Begin
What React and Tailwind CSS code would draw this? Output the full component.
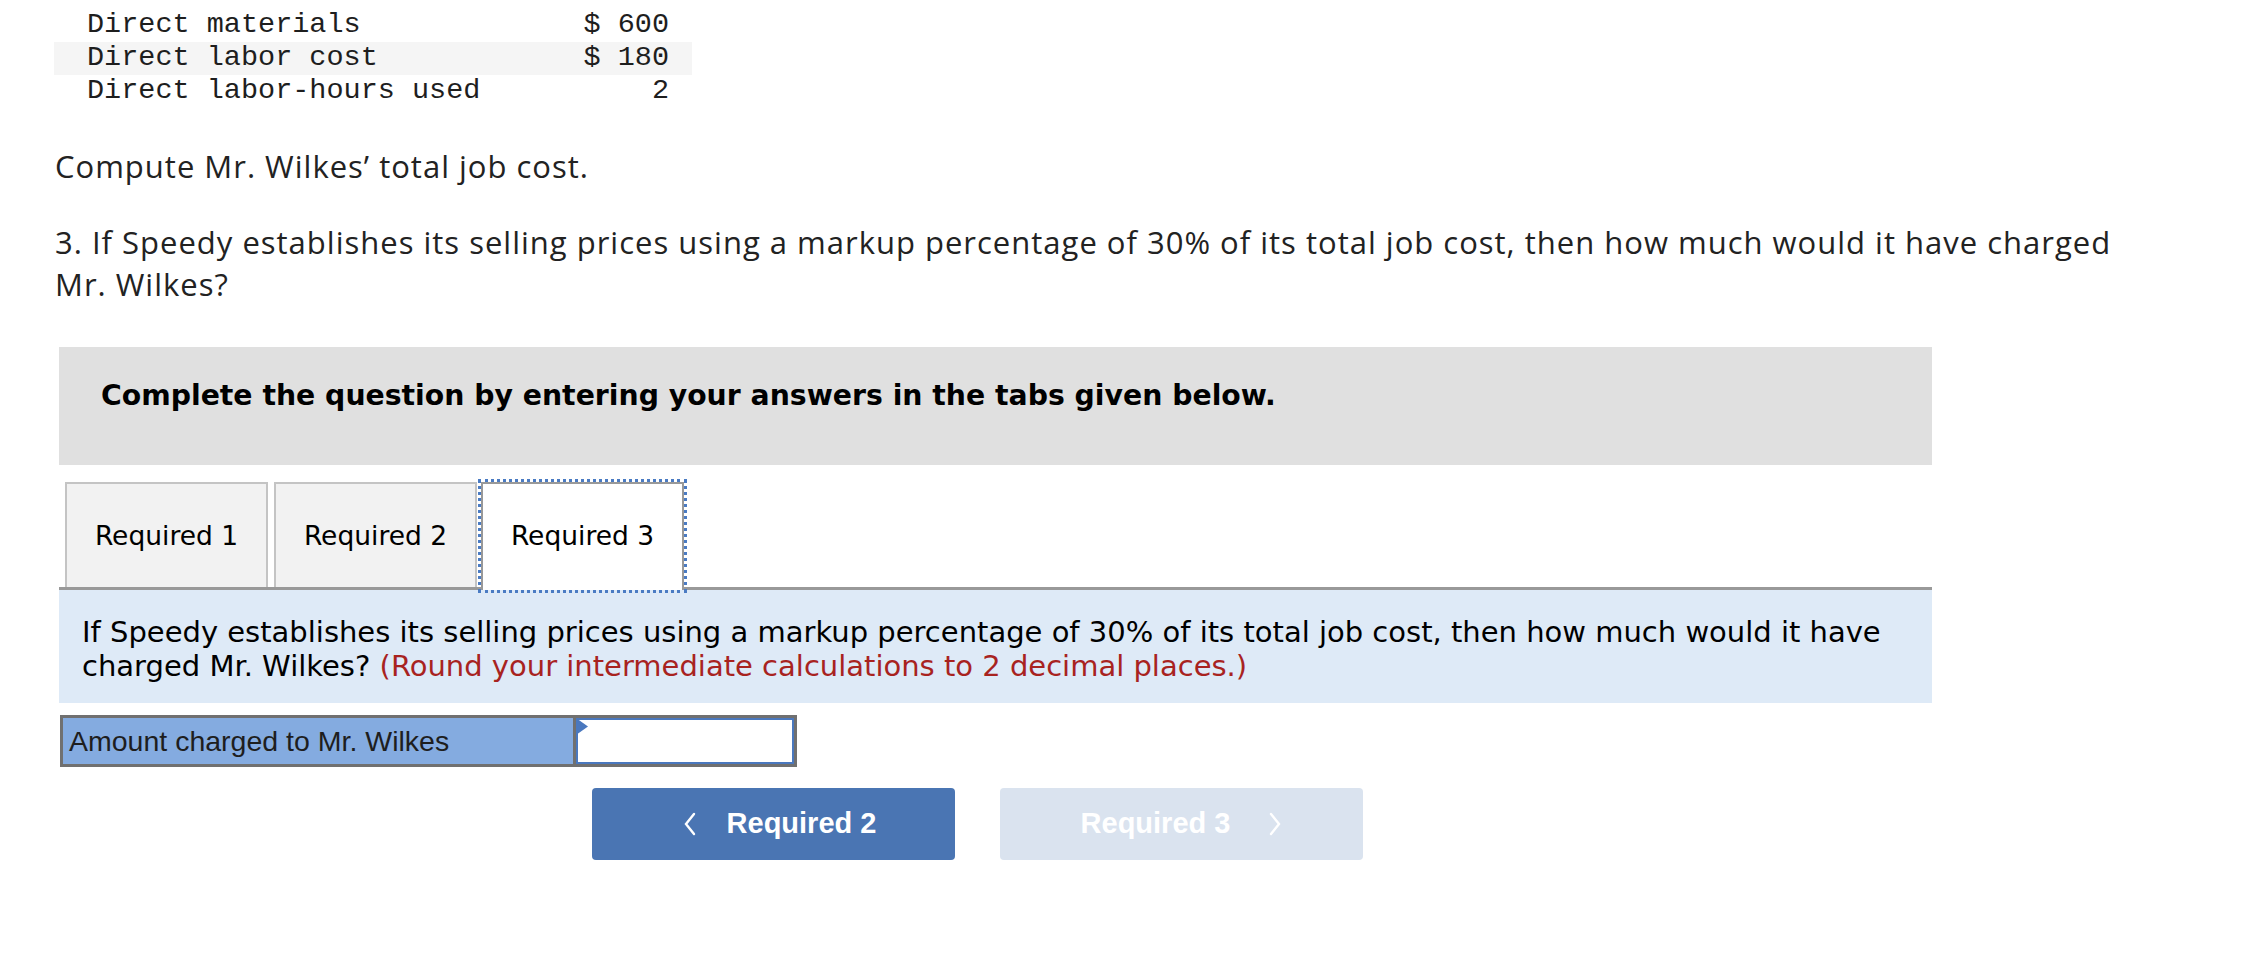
import React from "react";

const mono = { fontFamily: "'Liberation Mono', 'Courier New', monospace" };

function ChevronLeft() {
  return (
    <svg width="14" height="24" viewBox="0 0 14 24" fill="none">
      <polyline points="11,2 3,12 11,22" stroke="white" strokeWidth="2.4" strokeLinejoin="miter" strokeLinecap="round" />
    </svg>
  );
}

function ChevronRight() {
  return (
    <svg width="14" height="24" viewBox="0 0 14 24" fill="none">
      <polyline points="3,2 11,12 3,22" stroke="white" strokeWidth="2.4" strokeLinejoin="miter" strokeLinecap="round" />
    </svg>
  );
}

export default function App() {
  const rows = [
    ["Direct materials", "$ 600", false],
    ["Direct labor cost", "$ 180", true],
    ["Direct labor-hours used", "2", false],
  ];
  return (
    <div className="w-[2260px] h-[970px] bg-white text-[#222] overflow-hidden">
      {/* data table */}
      <div className="pt-[9px] pl-[54px]">
        <div className="w-[638px] text-[28.5px] text-[#1e1e1e]" style={mono}>
          {rows.map(([label, value, shaded]) => (
            <div
              key={label}
              className={`flex h-[33px] items-center justify-between pl-[33px] pr-[23px] whitespace-pre ${shaded ? "bg-[#f5f5f5]" : ""}`}
            >
              <span>{label}</span>
              <span>{value}</span>
            </div>
          ))}
        </div>
      </div>

      {/* prose */}
      <div className="pl-[55px] text-[31px] leading-[42px] tracking-[1px] text-[#222]" style={{ fontFamily: "'Open Sans', Lato, sans-serif" }}>
        <p className="mt-[37px]">Compute Mr. Wilkes’ total job cost.</p>
        <p className="mt-[34px] whitespace-nowrap">
          3. If Speedy establishes its selling prices using a markup percentage of 30% of its total job cost, then how much would it have charged
          <br />
          Mr. Wilkes?
        </p>
      </div>

      {/* question box */}
      <div className="ml-[59px] w-[1873px]" style={{ fontFamily: "'DejaVu Sans', Verdana, sans-serif" }}>
        <div className="mt-[42px] h-[118px] bg-[#e0e0e0] pl-[42px] pt-[32px]">
          <p className="text-[28.3px] leading-[34px] font-bold text-black">
            Complete the question by entering your answers in the tabs given below.
          </p>
        </div>

        {/* tabs */}
        <div className="mt-[17px] flex items-end pl-[6px] gap-[6px] h-[105px] relative z-10">
          <div className="w-[203px] h-[105px] bg-[#f2f2f2] border-2 border-b-0 border-[#c4c4c4] flex items-center justify-center text-[26.5px] text-black">
            Required 1
          </div>
          <div className="w-[203px] h-[105px] bg-[#f2f2f2] border-2 border-b-0 border-[#c4c4c4] flex items-center justify-center text-[26.5px] text-black">
            Required 2
          </div>
          <div className="w-[203px] h-[108px] -mb-[3px] -ml-[2px] bg-white border-2 border-b-0 border-[#999999] outline-[3px] outline-dotted outline-[#4a7bc3] flex items-center justify-center text-[26.5px] text-black pb-[3px]">
            Required 3
          </div>
        </div>

        {/* instruction panel */}
        <div className="border-t-[3px] border-[#999999] bg-[#deeaf7] h-[116px] pl-[23px] pt-[25px]">
          <p className="text-[29px] leading-[34px] text-black">
            If Speedy establishes its selling prices using a markup percentage of 30% of its total job cost, then how much would it have
            <br />
            charged Mr. Wilkes? <span className="text-[#a8231f]">(Round your intermediate calculations to 2 decimal places.)</span>
          </p>
        </div>
      </div>

      {/* answer row */}
      <div className="ml-[60px] mt-[12px] flex w-[737px] h-[52px] border-[3px] border-[#707070]">
        <div
          className="w-[513px] bg-[#84abe0] border-r-[3px] border-[#707070] flex items-center pl-[6px] text-[28.5px] text-[#1e1e1e]"
          style={{ fontFamily: "'Liberation Sans', Arial, sans-serif" }}
        >
          Amount charged to Mr. Wilkes
        </div>
        <div className="relative flex-1 bg-white border-2 border-[#4a78be]">
          <svg className="absolute -left-[2px] -top-[2px]" width="13" height="17" viewBox="0 0 13 17">
            <polygon points="0,0 12,8.5 0,17" fill="#4a78be" />
          </svg>
        </div>
      </div>

      {/* nav buttons */}
      <div className="mt-[21px] ml-[592px] flex gap-[45px]" style={{ fontFamily: "'Liberation Sans', Arial, sans-serif" }}>
        <button className="w-[363px] h-[72px] rounded-[4px] bg-[#4a75b3] flex items-center justify-center gap-[30px] pl-[12px] text-white text-[29px] font-bold">
          <ChevronLeft />
          <span>Required 2</span>
        </button>
        <button className="w-[363px] h-[72px] rounded-[4px] bg-[#dae3ef] flex items-center justify-center gap-[38px] text-white text-[29px] font-bold">
          <span>Required 3</span>
          <ChevronRight />
        </button>
      </div>
    </div>
  );
}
End
__EXERCISE INSTRUCTIONS__. Output the data exactly. Pictures don't belong in the result.

__TASK OUTPUT__.
What React and Tailwind CSS code would draw this? Output the full component.
import React from "react";

const mono = { fontFamily: "'Liberation Mono', 'Courier New', monospace" };

function ChevronLeft() {
  return (
    <svg width="14" height="24" viewBox="0 0 14 24" fill="none">
      <polyline points="11,2 3,12 11,22" stroke="white" strokeWidth="2.4" strokeLinejoin="miter" strokeLinecap="round" />
    </svg>
  );
}

function ChevronRight() {
  return (
    <svg width="14" height="24" viewBox="0 0 14 24" fill="none">
      <polyline points="3,2 11,12 3,22" stroke="white" strokeWidth="2.4" strokeLinejoin="miter" strokeLinecap="round" />
    </svg>
  );
}

export default function App() {
  const rows = [
    ["Direct materials", "$ 600", false],
    ["Direct labor cost", "$ 180", true],
    ["Direct labor-hours used", "2", false],
  ];
  return (
    <div className="w-[2260px] h-[970px] bg-white text-[#222] overflow-hidden">
      {/* data table */}
      <div className="pt-[9px] pl-[54px]">
        <div className="w-[638px] text-[28.5px] text-[#1e1e1e]" style={mono}>
          {rows.map(([label, value, shaded]) => (
            <div
              key={label}
              className={`flex h-[33px] items-center justify-between pl-[33px] pr-[23px] whitespace-pre ${shaded ? "bg-[#f5f5f5]" : ""}`}
            >
              <span>{label}</span>
              <span>{value}</span>
            </div>
          ))}
        </div>
      </div>

      {/* prose */}
      <div className="pl-[55px] text-[31px] leading-[42px] tracking-[1px] text-[#222]" style={{ fontFamily: "'Open Sans', Lato, sans-serif" }}>
        <p className="mt-[37px]">Compute Mr. Wilkes’ total job cost.</p>
        <p className="mt-[34px] whitespace-nowrap">
          3. If Speedy establishes its selling prices using a markup percentage of 30% of its total job cost, then how much would it have charged
          <br />
          Mr. Wilkes?
        </p>
      </div>

      {/* question box */}
      <div className="ml-[59px] w-[1873px]" style={{ fontFamily: "'DejaVu Sans', Verdana, sans-serif" }}>
        <div className="mt-[42px] h-[118px] bg-[#e0e0e0] pl-[42px] pt-[32px]">
          <p className="text-[28.3px] leading-[34px] font-bold text-black">
            Complete the question by entering your answers in the tabs given below.
          </p>
        </div>

        {/* tabs */}
        <div className="mt-[17px] flex items-end pl-[6px] gap-[6px] h-[105px] relative z-10">
          <div className="w-[203px] h-[105px] bg-[#f2f2f2] border-2 border-b-0 border-[#c4c4c4] flex items-center justify-center text-[26.5px] text-black">
            Required 1
          </div>
          <div className="w-[203px] h-[105px] bg-[#f2f2f2] border-2 border-b-0 border-[#c4c4c4] flex items-center justify-center text-[26.5px] text-black">
            Required 2
          </div>
          <div className="w-[203px] h-[108px] -mb-[3px] -ml-[2px] bg-white border-2 border-b-0 border-[#999999] outline-[3px] outline-dotted outline-[#4a7bc3] flex items-center justify-center text-[26.5px] text-black pb-[3px]">
            Required 3
          </div>
        </div>

        {/* instruction panel */}
        <div className="border-t-[3px] border-[#999999] bg-[#deeaf7] h-[116px] pl-[23px] pt-[25px]">
          <p className="text-[29px] leading-[34px] text-black">
            If Speedy establishes its selling prices using a markup percentage of 30% of its total job cost, then how much would it have
            <br />
            charged Mr. Wilkes? <span className="text-[#a8231f]">(Round your intermediate calculations to 2 decimal places.)</span>
          </p>
        </div>
      </div>

      {/* answer row */}
      <div className="ml-[60px] mt-[12px] flex w-[737px] h-[52px] border-[3px] border-[#707070]">
        <div
          className="w-[513px] bg-[#84abe0] border-r-[3px] border-[#707070] flex items-center pl-[6px] text-[28.5px] text-[#1e1e1e]"
          style={{ fontFamily: "'Liberation Sans', Arial, sans-serif" }}
        >
          Amount charged to Mr. Wilkes
        </div>
        <div className="relative flex-1 bg-white border-2 border-[#4a78be]">
          <svg className="absolute -left-[2px] -top-[2px]" width="13" height="17" viewBox="0 0 13 17">
            <polygon points="0,0 12,8.5 0,17" fill="#4a78be" />
          </svg>
        </div>
      </div>

      {/* nav buttons */}
      <div className="mt-[21px] ml-[592px] flex gap-[45px]" style={{ fontFamily: "'Liberation Sans', Arial, sans-serif" }}>
        <button className="w-[363px] h-[72px] rounded-[4px] bg-[#4a75b3] flex items-center justify-center gap-[30px] pl-[12px] text-white text-[29px] font-bold">
          <ChevronLeft />
          <span>Required 2</span>
        </button>
        <button className="w-[363px] h-[72px] rounded-[4px] bg-[#dae3ef] flex items-center justify-center gap-[38px] text-white text-[29px] font-bold">
          <span>Required 3</span>
          <ChevronRight />
        </button>
      </div>
    </div>
  );
}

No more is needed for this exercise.